The Eagle Bird Mine, situated 3/4 of a mile west of Maybert, had a similar trajectory. In 1887, the mine was working "full force." In 1888, the mine changed hands and it was reported "that the Eagle Bird will again prove to be a dividend paying property under intelligent and economical management." In 1890, the State Mineralogist, reported that the mine then employed about 75 people, had its own sawmill and its miners were paid $3 a day and mill men $3–3.50. By 1891, its work force had increased to 100 and it was running 30 stamps. It then ran into financial difficulties and in 1893 was sold to new owners who announced new development plans. The next year, a rich strike was reported and the "mine looks splendid." But in 1896, the State Mineralogist reported that the Eagle Bird was again not being worked. The mine was sold several times in the ensuing years, with mining continuing sporadically well into the 20th century. In 1909, a fire burned down all the mine's buildings. By 1913, the Eagle Bird had yielded about $1.5 million in gold. In 1915, it was sold again to some eastern interests. It then was described as having "been idle for many years for the want of sufficient capital to do the necessary development work to reach a ledge that contains the pay rock."
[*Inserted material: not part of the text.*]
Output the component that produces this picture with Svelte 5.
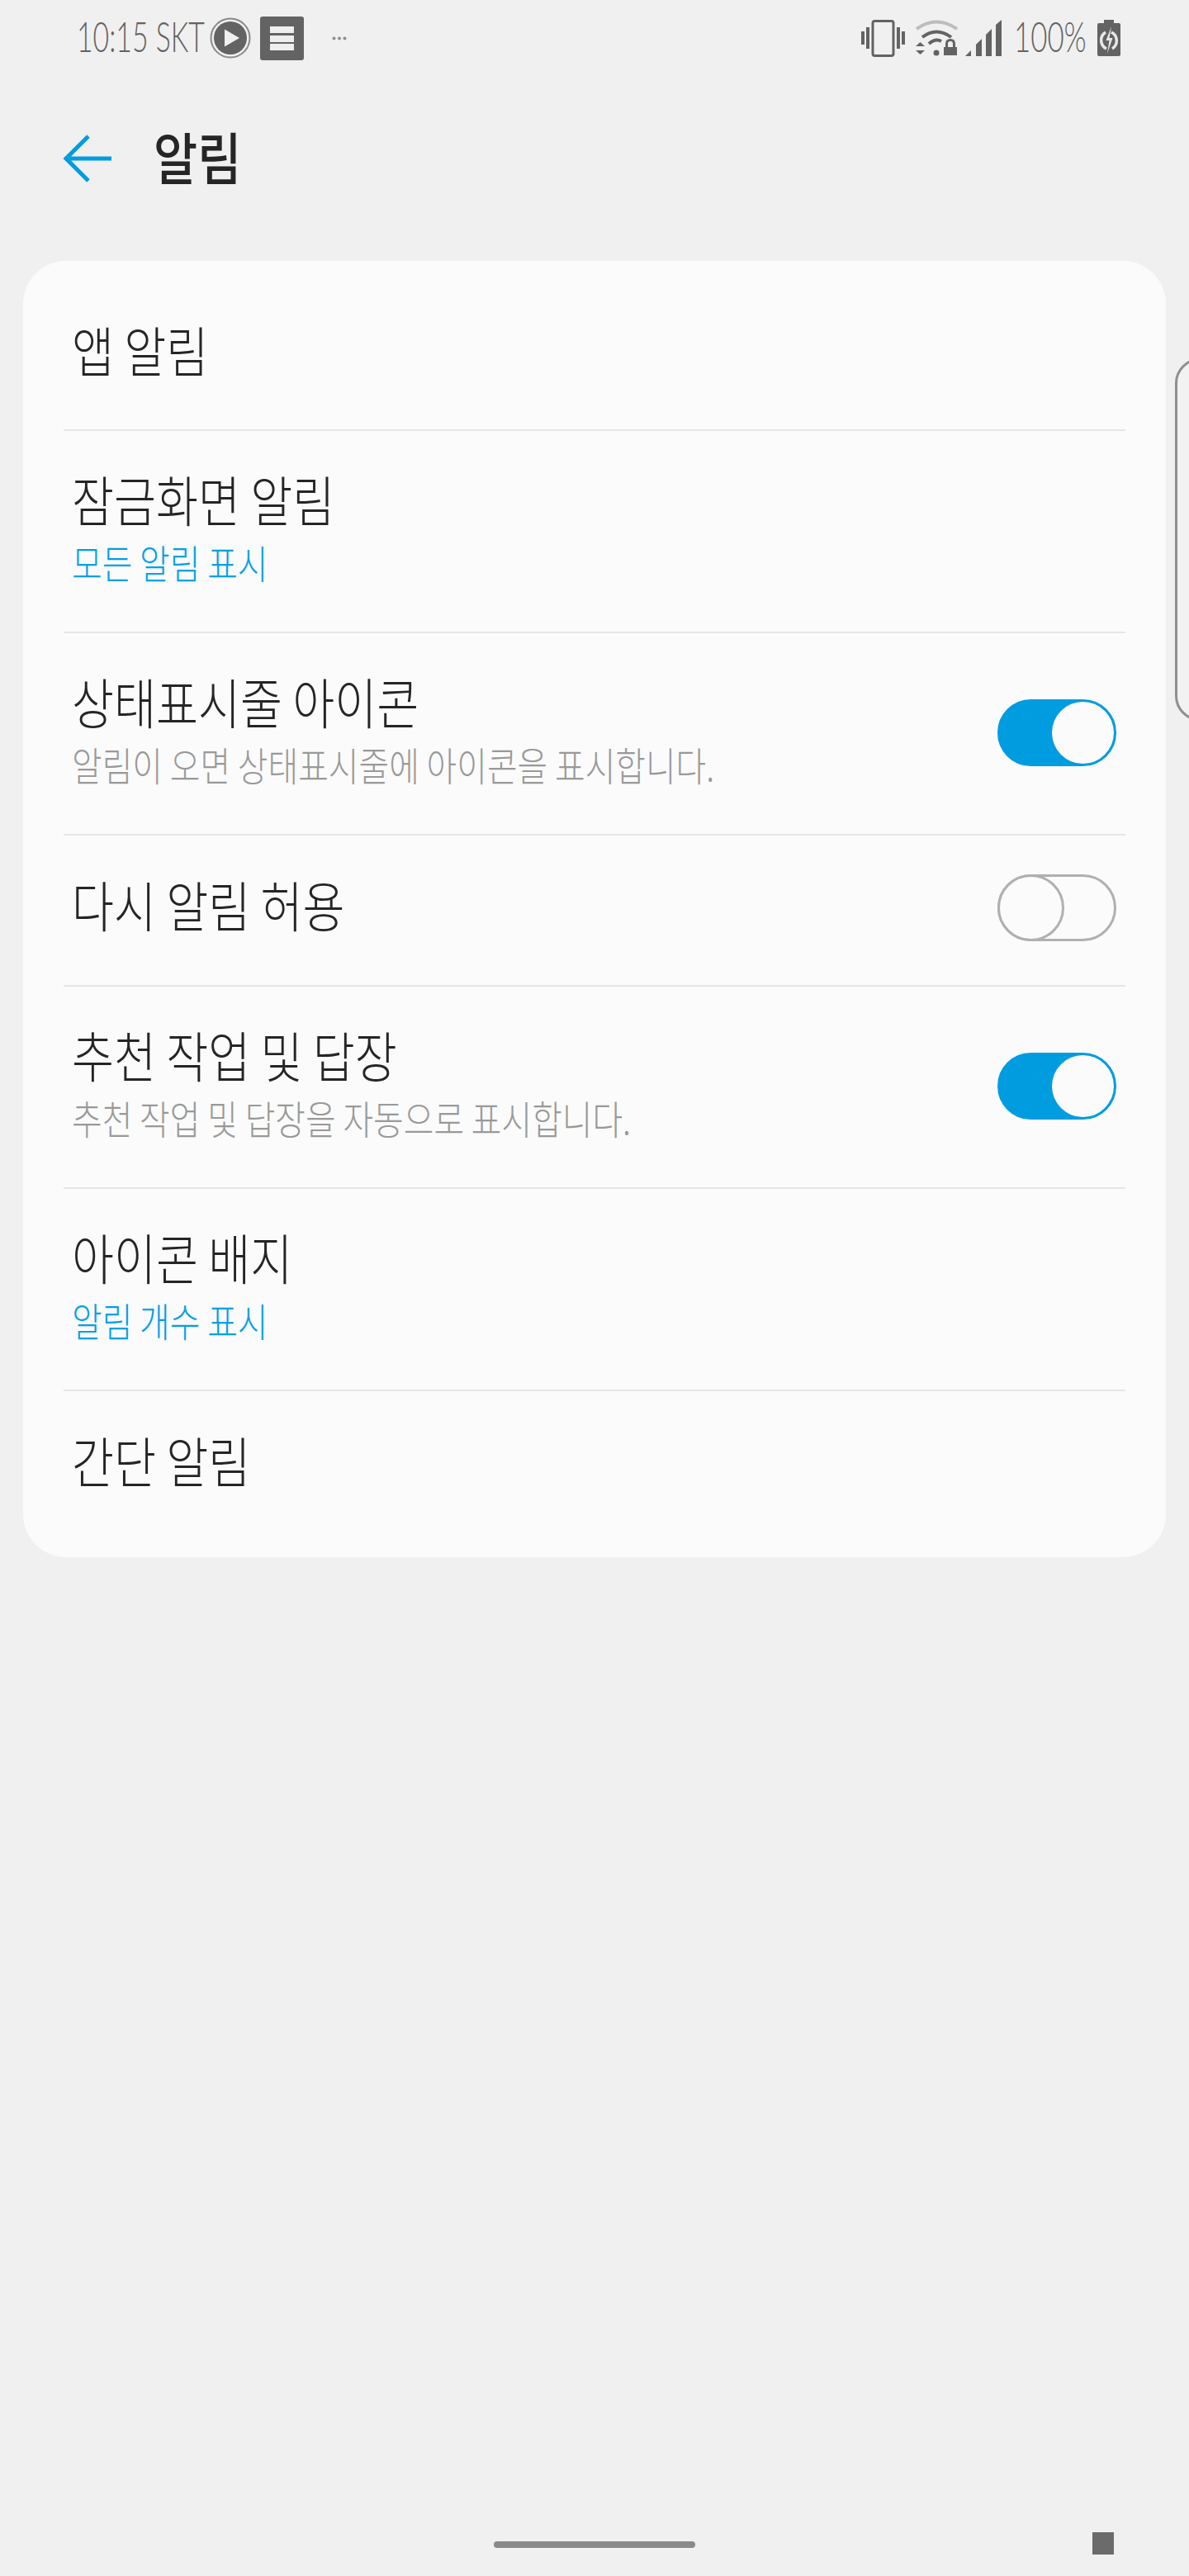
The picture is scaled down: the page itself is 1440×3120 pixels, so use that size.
<script lang="ts">
  type Row = {
    title: string;
    sub?: string;
    subTone?: 'blue' | 'grey';
    toggle?: boolean;
    kind: 'first' | 'mid' | 'tall' | 'last';
  };

  const rows: Row[] = [
    { title: '앱 알림', kind: 'first' },
    { title: '잠금화면 알림', sub: '모든 알림 표시', subTone: 'blue', kind: 'tall' },
    { title: '상태표시줄 아이콘', sub: '알림이 오면 상태표시줄에 아이콘을 표시합니다.', subTone: 'grey', toggle: true, kind: 'tall' },
    { title: '다시 알림 허용', toggle: false, kind: 'mid' },
    { title: '추천 작업 및 답장', sub: '추천 작업 및 답장을 자동으로 표시합니다.', subTone: 'grey', toggle: true, kind: 'tall' },
    { title: '아이콘 배지', sub: '알림 개수 표시', subTone: 'blue', kind: 'tall' },
    { title: '간단 알림', kind: 'last' }
  ];
</script>

<div class="screen">
  <div class="status">
    <span class="clock">10:15 SKT</span>
    <svg class="play" width="50" height="50" viewBox="0 0 50 50">
      <circle cx="25" cy="25" r="23.5" fill="none" stroke="#8a8a8a" stroke-width="2" />
      <circle cx="25" cy="25" r="20" fill="#636363" />
      <path d="M18 14.5 L36 25 L18 35.5 Z" fill="#f0f0f0" />
    </svg>
    <svg class="menu" width="53" height="53" viewBox="0 0 53 53">
      <rect width="53" height="53" rx="3" fill="#636363" />
      <rect x="12" y="12" width="29" height="8" fill="#eee" />
      <rect x="12" y="23" width="29" height="8" fill="#eee" />
      <rect x="12" y="33" width="29" height="8" fill="#eee" />
    </svg>
    <svg class="dots" width="18" height="5" viewBox="0 0 18 5">
      <circle cx="2.5" cy="2.5" r="2" fill="#8f8f8f" />
      <circle cx="9" cy="2.5" r="2" fill="#8f8f8f" />
      <circle cx="15.5" cy="2.5" r="2" fill="#8f8f8f" />
    </svg>

    <div class="status-right">
      <svg width="53" height="45" viewBox="0 0 53 45" fill="#636363">
        <rect x="0" y="14" width="4" height="16" />
        <rect x="6" y="9" width="4" height="26" />
        <rect x="14" y="1.500" width="25" height="42" rx="2.500" fill="none" stroke="#636363" stroke-width="3" />
        <rect x="43" y="9" width="4" height="26" />
        <rect x="49" y="14" width="4" height="16" />
      </svg>
      <svg class="wifi" width="51" height="44" viewBox="0 0 51 44">
        <path d="M1 11 Q25 -6 50 11" fill="none" stroke="#bdbdbd" stroke-width="4" />
        <path d="M8 21 Q25 8 43 21" fill="none" stroke="#636363" stroke-width="4" />
        <path d="M16 29 Q24 22 31 26" fill="none" stroke="#636363" stroke-width="4" />
        <circle cx="25" cy="40" r="3.500" fill="#636363" />
        <path d="M0 32 L5.500 27 L11 32 Z M0 37 L11 37 L5.500 42 Z" fill="#636363" />
        <rect x="34" y="33" width="16" height="10" fill="#636363" />
        <path d="M37.500 34 V29 Q37.500 24.500 42 24.500 Q46.500 24.500 46.500 29 V34" fill="none" stroke="#636363" stroke-width="3" />
      </svg>
      <svg class="signal" width="45" height="44" viewBox="0 0 45 44" fill="#636363">
        <path d="M0 44 L7 37 V44 Z" />
        <path d="M13 44 V30 L20 23 V44 Z" />
        <path d="M25 44 V18 L32 11 V44 Z" />
        <path d="M37 44 V6 L44 0 V44 Z" />
      </svg>
      <span class="pct">100%</span>
      <svg class="batt" width="28" height="44" viewBox="0 0 28 44">
        <path d="M8 0 H20 V4 H26 Q28 4 28 6 V42 Q28 44 26 44 H2 Q0 44 0 42 V6 Q0 4 2 4 H8 Z" fill="#636363" />
        <path d="M10 15 A11.500 11.500 0 0 0 11 35" fill="none" stroke="#e8e8e8" stroke-width="3.500" />
        <path d="M18 35 A11.500 11.500 0 0 0 17 15" fill="none" stroke="#e8e8e8" stroke-width="3.500" />
        <path d="M17 8 L10.500 25 H14.500 L12 41 L18.500 22 H14.500 Z" fill="#e8e8e8" />
      </svg>
    </div>
  </div>

  <header class="head">
    <svg class="back" width="60" height="60" viewBox="0 0 60 60">
      <path d="M59 30 H4 M31 3 L4 30 L31 57" fill="none" stroke="#009ce0" stroke-width="5" />
    </svg>
    <h1 class="page-title">알림</h1>
  </header>

  <section class="card">
    {#each rows as row, i}
      <div class="row {row.kind}" class:divided={i > 0}>
        <div class="texts">
          <span class="title">{row.title}</span>
          {#if row.sub}
            <span class="sub" class:blue={row.subTone === 'blue'}>{row.sub}</span>
          {/if}
        </div>
        {#if row.toggle !== undefined}
          <div class="toggle" class:on={row.toggle}><span class="knob"></span></div>
        {/if}
      </div>
    {/each}
  </section>

  <nav class="nav">
    <span class="home-bar"></span>
    <span class="square"></span>
  </nav>

  <div class="edge-handle"></div>
</div>

<style>
  :global(body) {
    margin: 0;
    background: #f0f0f0;
  }

  .screen {
    position: relative;
    width: 1440px;
    height: 3120px;
    overflow: hidden;
    display: flex;
    flex-direction: column;
    background: #f0f0f0;
    font-family: 'Noto Sans CJK KR', 'Noto Sans', sans-serif;
  }

  .status {
    height: 92px;
    display: flex;
    align-items: center;
    padding: 0 83px 0 93px;
    box-sizing: border-box;
  }

  .clock {
    font-family: Lato, sans-serif;
    font-weight: 300;
    font-size: 52px;
    line-height: 1;
    color: #636363;
    width: 161px;
    margin-bottom: 6px;
    white-space: nowrap;
    transform: scaleX(0.65);
    transform-origin: left center;
  }

  .menu {
    margin-left: 11px;
  }

  .dots {
    margin-left: 34px;
  }

  .status-right {
    margin-left: auto;
    display: flex;
    align-items: center;
    gap: 12px;
  }

  .wifi {
    margin-left: 1px;
  }

  .signal {
    margin-left: -3px;
  }

  .pct {
    font-family: Lato, sans-serif;
    font-weight: 300;
    font-size: 52px;
    line-height: 1;
    color: #636363;
    margin: 0 0 6px 2px;
    width: 89px;
    white-space: nowrap;
    transform: scaleX(0.67);
    transform-origin: left center;
  }

  .head {
    height: 200px;
    display: flex;
    align-items: center;
    padding-left: 76px;
  }

  .page-title {
    margin: 0 0 6px 50px;
    font-size: 68px;
    font-weight: 500;
    line-height: 1;
    color: #252525;
    transform: scaleX(0.85);
    transform-origin: left center;
  }

  .card {
    margin: 24px 28px 0;
    padding: 0 49px;
    background: #fbfbfb;
    border-radius: 52px;
    height: 1570px;
    box-sizing: border-box;
  }

  .row {
    display: flex;
    align-items: center;
    box-sizing: border-box;
    padding: 0 11px 0 10px;
  }

  .row.divided {
    border-top: 2px solid #e6e6e6;
  }

  .row.first {
    height: 204px;
    padding-top: 22px;
  }

  .row.tall {
    height: 245px;
  }

  .row.mid {
    height: 183px;
    padding-bottom: 4px;
  }

  .row.last {
    height: 203px;
    padding-bottom: 24px;
  }

  .texts {
    flex: 1;
    display: flex;
    flex-direction: column;
    align-items: flex-start;
    gap: 17px;
    padding-bottom: 14px;
    white-space: nowrap;
  }

  .title {
    font-size: 66px;
    font-weight: 300;
    line-height: 70px;
    color: #252525;
    transform: scaleX(0.84);
    transform-origin: left center;
  }

  .sub {
    font-size: 48px;
    font-weight: 300;
    line-height: 50px;
    color: #999;
    transform: scaleX(0.83);
    transform-origin: left center;
  }

  .sub.blue {
    color: #00a0e6;
  }

  .toggle {
    width: 144px;
    height: 81px;
    box-sizing: border-box;
    border-radius: 41px;
    border: 3px solid #b0b0b0;
    display: flex;
    justify-content: flex-start;
    align-items: center;
    margin-top: -2px;
  }

  .knob {
    width: 81px;
    height: 81px;
    margin: -3px;
    box-sizing: border-box;
    border-radius: 50%;
    border: 3px solid #b0b0b0;
    background: #fbfbfb;
  }

  .toggle.on {
    border-color: #009ce0;
    background: #009ce0;
    justify-content: flex-end;
  }

  .toggle.on .knob {
    width: 75px;
    height: 75px;
    margin: 0;
    border: none;
  }

  .nav {
    margin-top: auto;
    height: 40px;
    margin-bottom: 13px;
    display: flex;
    align-items: flex-start;
    padding-left: 598px;
  }

  .home-bar {
    width: 244px;
    height: 8px;
    margin-top: 11px;
    border-radius: 4px;
    background: #8a8a8a;
  }

  .square {
    width: 26px;
    height: 27px;
    margin-left: 481px;
    background: #6b6b6b;
  }

  .edge-handle {
    position: absolute;
    left: 1423px;
    top: 434px;
    width: 60px;
    height: 439px;
    box-sizing: border-box;
    border: 3px solid #8f8f8f;
    border-radius: 40px;
    background: #f2f2f2;
  }
</style>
At a time when many mines in Nevada County would not employ Chinese, the Maybert mines, especially the Yuba and Eagle Bird, did. In 1888, the Yuba suspended work for two days to give the Chinese time to celebrate the lunar new year. Chinese miners were typically paid 30 to 50% less than white miners.

In 1934, most of the mines in the Maybert area were consolidated into a new company - Maybert Gold Mines. Most gold mining was suspended during World War II as nonessential for the war effort, and there is no record of Maybert mines being revived on a commercial scale afterward.

== The twentieth century ==
Whenever the mines were shut down for an extended period of time, the town itself suffered. As noted above, the post office was discontinued at the end of 1905 though it was revived briefly when the mines reopened in 1907. Likewise, the election district was abolished in 1906 because the town was "almost uninhabited."

Up until the 1960s, some cabins remained and were occupied by squatters. The forest service, with the property-owner's permission, burned the remaining buildings to the ground to drive the squatters out and avoid the risk of wildfire from people squatting there. Today, there are few remains of the old town site, which is difficult to access because there no longer is a bridge across the Yuba at the townsite. The area is popular with hikers, campers and fishermen. The land is privately held, but surrounded by the Tahoe National Forest.

A You Tube video called Exploring the Yuba River Mines depicts a plucky member of TVR Exploration exploring the Maybert area and the Yuba Mine. It contains fascinating images of the mine underground.